When we got to the pub it was at the corner of the Royal Mile and the street we would have come up had we not take the shortcut up the stairway with the photo.  Because of this Peg was certain this was the place her friend had told her about because she had said, "It's right at the top of the hill where a street intersects the Royal Mile."   So we had a "scotch tour" of four great whiskeys and some dinner - quite a find!   By the way, while we were having dinner it began to rain little.

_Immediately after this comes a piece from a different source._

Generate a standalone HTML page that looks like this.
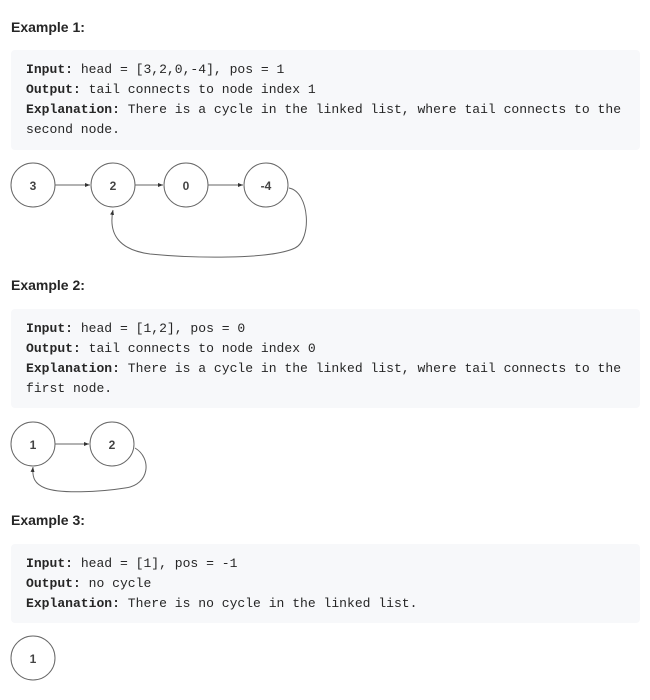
<!DOCTYPE html>
<html><head><meta charset="utf-8"><style>
body{margin:0;width:650px;height:700px;background:#fff;position:relative;font-family:"Liberation Sans",sans-serif;color:#262626;overflow:hidden}
h4{position:absolute;left:11px;margin:0;font-size:14px;font-weight:bold;line-height:20px;color:#262626}
.pre{position:absolute;left:11px;width:629px;background:#f7f8fa;border-radius:4px;box-sizing:border-box;padding:10px 15px;font-family:"Liberation Mono",monospace;font-size:13.05px;line-height:20px;color:#262626;white-space:pre}
.pre b{font-weight:bold}
svg{position:absolute;left:0}
svg text{font-family:"Liberation Sans",sans-serif;font-size:12px;font-weight:bold;fill:#444;text-anchor:middle}
</style></head><body>
<h4 style="top:17px">Example 1:</h4>
<div class="pre" style="top:50px;height:100px"><b>Input:</b> head = [3,2,0,-4], pos = 1
<b>Output:</b> tail connects to node index 1
<b>Explanation:</b> There is a cycle in the linked list, where tail connects to the
second node.</div>
<svg style="top:160px" width="330" height="105" viewBox="0 160 330 105">
<defs><marker id="a" markerWidth="6" markerHeight="6" refX="5" refY="3" orient="auto"><path d="M0,1 L5,3 L0,5z" fill="#333"/></marker></defs>
<g fill="none" stroke="#666" stroke-width="1">
<circle cx="33" cy="185" r="22"/><circle cx="113" cy="185" r="22"/><circle cx="186" cy="185" r="22"/><circle cx="266" cy="185" r="22"/>
<line x1="55" y1="185" x2="90" y2="185" marker-end="url(#a)"/>
<line x1="135" y1="185" x2="163" y2="185" marker-end="url(#a)"/>
<line x1="208" y1="185" x2="243" y2="185" marker-end="url(#a)"/>
<path d="M289,188 C310,192 312,240 295,248 C270,260 190,258 150,254 C120,250 108,235 113,210" marker-end="url(#a)"/>
</g>
<text x="33" y="190">3</text><text x="113" y="190">2</text><text x="186" y="190">0</text><text x="266" y="190">-4</text>
</svg>
<h4 style="top:275px">Example 2:</h4>
<div class="pre" style="top:309px;height:99px"><b>Input:</b> head = [1,2], pos = 0
<b>Output:</b> tail connects to node index 0
<b>Explanation:</b> There is a cycle in the linked list, where tail connects to the
first node.</div>
<svg style="top:418px" width="160" height="80" viewBox="0 418 160 80">
<g fill="none" stroke="#666" stroke-width="1">
<circle cx="33" cy="444" r="22"/><circle cx="112" cy="444" r="22"/>
<line x1="55" y1="444" x2="89" y2="444" marker-end="url(#a)"/>
<path d="M135,448 C152,458 150,485 125,488 C100,492 60,494 45,488 C35,484 32,478 33,467" marker-end="url(#a)"/>
</g>
<text x="33" y="449">1</text><text x="112" y="449">2</text>
</svg>
<h4 style="top:510px">Example 3:</h4>
<div class="pre" style="top:544px;height:79px"><b>Input:</b> head = [1], pos = -1
<b>Output:</b> no cycle
<b>Explanation:</b> There is no cycle in the linked list.</div>
<svg style="top:633px" width="70" height="55" viewBox="0 633 70 55">
<circle cx="33" cy="658" r="22" fill="none" stroke="#666"/>
<text x="33" y="663">1</text>
</svg>
</body></html>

When we left the pub we headed back to the hotel in a light rain by going down the street we would have come up had we not taken the stairway, and when we got to the stairway sure enough, just as the sign had said, city workers were pressure washing the photo off of the stairway.  There were several people standing around watching and one young man was taking photos.  We began talking with them and soon learned that the one taking photos was the photographer of the stairway portrait, another was the subject of the photo, and a third was another photographer who had work up in other parts of Edinburgh, all of which was part of a project called the "Inside Out A Global Art Project." .  The subjects parents were also there and discovering we are from DC shared that they were doctors and had lived in DC while working at the NIH several years ago.

When the stairs were clean, they went to have a wake for the photo and we headed back to our hotel totally amazed at the magical day we had just experienced.  We also had a good laugh imagining how many CHPC members we simply failed to see on the streets of Edinburgh that day.